■ DATA EXCERPTS
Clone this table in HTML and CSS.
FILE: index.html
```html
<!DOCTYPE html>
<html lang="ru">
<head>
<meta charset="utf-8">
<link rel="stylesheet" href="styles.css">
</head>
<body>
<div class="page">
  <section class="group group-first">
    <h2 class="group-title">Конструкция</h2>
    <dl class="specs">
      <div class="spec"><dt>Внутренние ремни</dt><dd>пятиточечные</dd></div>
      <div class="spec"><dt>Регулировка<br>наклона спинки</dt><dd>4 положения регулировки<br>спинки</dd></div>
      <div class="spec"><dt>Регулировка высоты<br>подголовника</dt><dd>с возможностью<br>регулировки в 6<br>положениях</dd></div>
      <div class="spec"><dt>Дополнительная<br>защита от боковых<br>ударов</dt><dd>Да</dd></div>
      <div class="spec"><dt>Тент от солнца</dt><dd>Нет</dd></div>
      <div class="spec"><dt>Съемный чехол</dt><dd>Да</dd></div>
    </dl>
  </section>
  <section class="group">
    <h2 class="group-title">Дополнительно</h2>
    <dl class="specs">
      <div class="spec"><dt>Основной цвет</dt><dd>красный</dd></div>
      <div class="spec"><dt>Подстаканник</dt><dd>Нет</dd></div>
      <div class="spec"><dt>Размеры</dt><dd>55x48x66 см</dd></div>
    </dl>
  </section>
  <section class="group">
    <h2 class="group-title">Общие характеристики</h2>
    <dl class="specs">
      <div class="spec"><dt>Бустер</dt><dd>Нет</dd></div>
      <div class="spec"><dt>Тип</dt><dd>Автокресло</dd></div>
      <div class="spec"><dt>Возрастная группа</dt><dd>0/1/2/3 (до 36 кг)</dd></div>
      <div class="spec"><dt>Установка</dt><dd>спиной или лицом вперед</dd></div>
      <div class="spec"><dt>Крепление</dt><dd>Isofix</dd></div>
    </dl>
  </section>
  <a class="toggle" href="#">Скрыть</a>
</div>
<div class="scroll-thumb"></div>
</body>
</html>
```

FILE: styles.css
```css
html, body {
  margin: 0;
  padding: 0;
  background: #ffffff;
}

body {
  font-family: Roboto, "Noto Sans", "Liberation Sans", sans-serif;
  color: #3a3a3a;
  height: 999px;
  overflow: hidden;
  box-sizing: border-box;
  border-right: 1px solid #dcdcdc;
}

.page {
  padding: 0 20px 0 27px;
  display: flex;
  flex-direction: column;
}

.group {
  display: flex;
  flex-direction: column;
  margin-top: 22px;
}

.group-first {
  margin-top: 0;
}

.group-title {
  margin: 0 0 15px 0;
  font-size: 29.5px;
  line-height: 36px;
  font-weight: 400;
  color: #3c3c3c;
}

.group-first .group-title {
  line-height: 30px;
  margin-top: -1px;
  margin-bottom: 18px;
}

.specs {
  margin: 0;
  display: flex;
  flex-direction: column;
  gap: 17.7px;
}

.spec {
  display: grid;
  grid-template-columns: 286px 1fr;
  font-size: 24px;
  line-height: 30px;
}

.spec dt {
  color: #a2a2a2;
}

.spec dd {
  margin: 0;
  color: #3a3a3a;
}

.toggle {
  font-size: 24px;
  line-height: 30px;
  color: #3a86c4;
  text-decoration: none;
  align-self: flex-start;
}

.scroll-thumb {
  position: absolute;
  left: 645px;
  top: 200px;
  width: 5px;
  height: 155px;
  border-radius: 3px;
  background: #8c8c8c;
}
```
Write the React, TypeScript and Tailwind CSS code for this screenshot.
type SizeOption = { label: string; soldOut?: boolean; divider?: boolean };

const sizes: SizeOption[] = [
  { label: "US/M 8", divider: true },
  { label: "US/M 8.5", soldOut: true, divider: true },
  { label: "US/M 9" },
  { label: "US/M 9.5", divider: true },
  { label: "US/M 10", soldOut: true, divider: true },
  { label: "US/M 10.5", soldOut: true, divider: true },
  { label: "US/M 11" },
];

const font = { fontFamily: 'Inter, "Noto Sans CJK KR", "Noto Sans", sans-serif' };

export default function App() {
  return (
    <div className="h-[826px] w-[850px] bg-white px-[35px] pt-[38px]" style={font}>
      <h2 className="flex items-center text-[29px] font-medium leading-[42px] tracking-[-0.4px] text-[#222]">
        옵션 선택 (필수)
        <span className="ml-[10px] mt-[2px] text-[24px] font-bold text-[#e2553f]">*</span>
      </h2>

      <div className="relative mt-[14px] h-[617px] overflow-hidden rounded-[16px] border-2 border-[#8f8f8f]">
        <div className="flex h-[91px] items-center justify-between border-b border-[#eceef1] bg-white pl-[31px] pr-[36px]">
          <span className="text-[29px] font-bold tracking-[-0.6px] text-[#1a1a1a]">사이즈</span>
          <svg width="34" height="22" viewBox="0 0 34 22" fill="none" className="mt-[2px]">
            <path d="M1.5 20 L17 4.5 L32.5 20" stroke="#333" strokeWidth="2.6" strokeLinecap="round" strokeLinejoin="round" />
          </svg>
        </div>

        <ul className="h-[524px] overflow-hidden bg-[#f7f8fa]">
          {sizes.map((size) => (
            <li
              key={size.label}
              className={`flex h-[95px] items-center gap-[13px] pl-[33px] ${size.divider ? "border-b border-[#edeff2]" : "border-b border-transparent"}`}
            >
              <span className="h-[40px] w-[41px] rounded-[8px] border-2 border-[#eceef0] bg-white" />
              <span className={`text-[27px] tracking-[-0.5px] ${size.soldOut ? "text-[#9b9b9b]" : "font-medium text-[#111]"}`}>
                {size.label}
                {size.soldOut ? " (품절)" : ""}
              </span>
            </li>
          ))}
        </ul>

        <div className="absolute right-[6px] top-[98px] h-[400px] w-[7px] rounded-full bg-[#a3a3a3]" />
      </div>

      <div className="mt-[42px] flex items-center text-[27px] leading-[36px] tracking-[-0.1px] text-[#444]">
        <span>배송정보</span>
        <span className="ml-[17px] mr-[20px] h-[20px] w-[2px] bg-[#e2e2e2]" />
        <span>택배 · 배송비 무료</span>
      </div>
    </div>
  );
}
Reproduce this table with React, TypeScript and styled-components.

■ YOUR TASK
All of the data shown above must be copied exactly.

■ TASK ANSWER
Clone this table in HTML and CSS.
FILE: index.html
```html
<!DOCTYPE html>
<html lang="ru">
<head>
<meta charset="utf-8">
<link rel="stylesheet" href="styles.css">
</head>
<body>
<div class="page">
  <section class="group group-first">
    <h2 class="group-title">Конструкция</h2>
    <dl class="specs">
      <div class="spec"><dt>Внутренние ремни</dt><dd>пятиточечные</dd></div>
      <div class="spec"><dt>Регулировка<br>наклона спинки</dt><dd>4 положения регулировки<br>спинки</dd></div>
      <div class="spec"><dt>Регулировка высоты<br>подголовника</dt><dd>с возможностью<br>регулировки в 6<br>положениях</dd></div>
      <div class="spec"><dt>Дополнительная<br>защита от боковых<br>ударов</dt><dd>Да</dd></div>
      <div class="spec"><dt>Тент от солнца</dt><dd>Нет</dd></div>
      <div class="spec"><dt>Съемный чехол</dt><dd>Да</dd></div>
    </dl>
  </section>
  <section class="group">
    <h2 class="group-title">Дополнительно</h2>
    <dl class="specs">
      <div class="spec"><dt>Основной цвет</dt><dd>красный</dd></div>
      <div class="spec"><dt>Подстаканник</dt><dd>Нет</dd></div>
      <div class="spec"><dt>Размеры</dt><dd>55x48x66 см</dd></div>
    </dl>
  </section>
  <section class="group">
    <h2 class="group-title">Общие характеристики</h2>
    <dl class="specs">
      <div class="spec"><dt>Бустер</dt><dd>Нет</dd></div>
      <div class="spec"><dt>Тип</dt><dd>Автокресло</dd></div>
      <div class="spec"><dt>Возрастная группа</dt><dd>0/1/2/3 (до 36 кг)</dd></div>
      <div class="spec"><dt>Установка</dt><dd>спиной или лицом вперед</dd></div>
      <div class="spec"><dt>Крепление</dt><dd>Isofix</dd></div>
    </dl>
  </section>
  <a class="toggle" href="#">Скрыть</a>
</div>
<div class="scroll-thumb"></div>
</body>
</html>
```

FILE: styles.css
```css
html, body {
  margin: 0;
  padding: 0;
  background: #ffffff;
}

body {
  font-family: Roboto, "Noto Sans", "Liberation Sans", sans-serif;
  color: #3a3a3a;
  height: 999px;
  overflow: hidden;
  box-sizing: border-box;
  border-right: 1px solid #dcdcdc;
}

.page {
  padding: 0 20px 0 27px;
  display: flex;
  flex-direction: column;
}

.group {
  display: flex;
  flex-direction: column;
  margin-top: 22px;
}

.group-first {
  margin-top: 0;
}

.group-title {
  margin: 0 0 15px 0;
  font-size: 29.5px;
  line-height: 36px;
  font-weight: 400;
  color: #3c3c3c;
}

.group-first .group-title {
  line-height: 30px;
  margin-top: -1px;
  margin-bottom: 18px;
}

.specs {
  margin: 0;
  display: flex;
  flex-direction: column;
  gap: 17.7px;
}

.spec {
  display: grid;
  grid-template-columns: 286px 1fr;
  font-size: 24px;
  line-height: 30px;
}

.spec dt {
  color: #a2a2a2;
}

.spec dd {
  margin: 0;
  color: #3a3a3a;
}

.toggle {
  font-size: 24px;
  line-height: 30px;
  color: #3a86c4;
  text-decoration: none;
  align-self: flex-start;
}

.scroll-thumb {
  position: absolute;
  left: 645px;
  top: 200px;
  width: 5px;
  height: 155px;
  border-radius: 3px;
  background: #8c8c8c;
}
```
Write the React, TypeScript and Tailwind CSS code for this screenshot.
type SizeOption = { label: string; soldOut?: boolean; divider?: boolean };

const sizes: SizeOption[] = [
  { label: "US/M 8", divider: true },
  { label: "US/M 8.5", soldOut: true, divider: true },
  { label: "US/M 9" },
  { label: "US/M 9.5", divider: true },
  { label: "US/M 10", soldOut: true, divider: true },
  { label: "US/M 10.5", soldOut: true, divider: true },
  { label: "US/M 11" },
];

const font = { fontFamily: 'Inter, "Noto Sans CJK KR", "Noto Sans", sans-serif' };

export default function App() {
  return (
    <div className="h-[826px] w-[850px] bg-white px-[35px] pt-[38px]" style={font}>
      <h2 className="flex items-center text-[29px] font-medium leading-[42px] tracking-[-0.4px] text-[#222]">
        옵션 선택 (필수)
        <span className="ml-[10px] mt-[2px] text-[24px] font-bold text-[#e2553f]">*</span>
      </h2>

      <div className="relative mt-[14px] h-[617px] overflow-hidden rounded-[16px] border-2 border-[#8f8f8f]">
        <div className="flex h-[91px] items-center justify-between border-b border-[#eceef1] bg-white pl-[31px] pr-[36px]">
          <span className="text-[29px] font-bold tracking-[-0.6px] text-[#1a1a1a]">사이즈</span>
          <svg width="34" height="22" viewBox="0 0 34 22" fill="none" className="mt-[2px]">
            <path d="M1.5 20 L17 4.5 L32.5 20" stroke="#333" strokeWidth="2.6" strokeLinecap="round" strokeLinejoin="round" />
          </svg>
        </div>

        <ul className="h-[524px] overflow-hidden bg-[#f7f8fa]">
          {sizes.map((size) => (
            <li
              key={size.label}
              className={`flex h-[95px] items-center gap-[13px] pl-[33px] ${size.divider ? "border-b border-[#edeff2]" : "border-b border-transparent"}`}
            >
              <span className="h-[40px] w-[41px] rounded-[8px] border-2 border-[#eceef0] bg-white" />
              <span className={`text-[27px] tracking-[-0.5px] ${size.soldOut ? "text-[#9b9b9b]" : "font-medium text-[#111]"}`}>
                {size.label}
                {size.soldOut ? " (품절)" : ""}
              </span>
            </li>
          ))}
        </ul>

        <div className="absolute right-[6px] top-[98px] h-[400px] w-[7px] rounded-full bg-[#a3a3a3]" />
      </div>

      <div className="mt-[42px] flex items-center text-[27px] leading-[36px] tracking-[-0.1px] text-[#444]">
        <span>배송정보</span>
        <span className="ml-[17px] mr-[20px] h-[20px] w-[2px] bg-[#e2e2e2]" />
        <span>택배 · 배송비 무료</span>
      </div>
    </div>
  );
}
Reproduce this table with React, TypeScript and styled-components.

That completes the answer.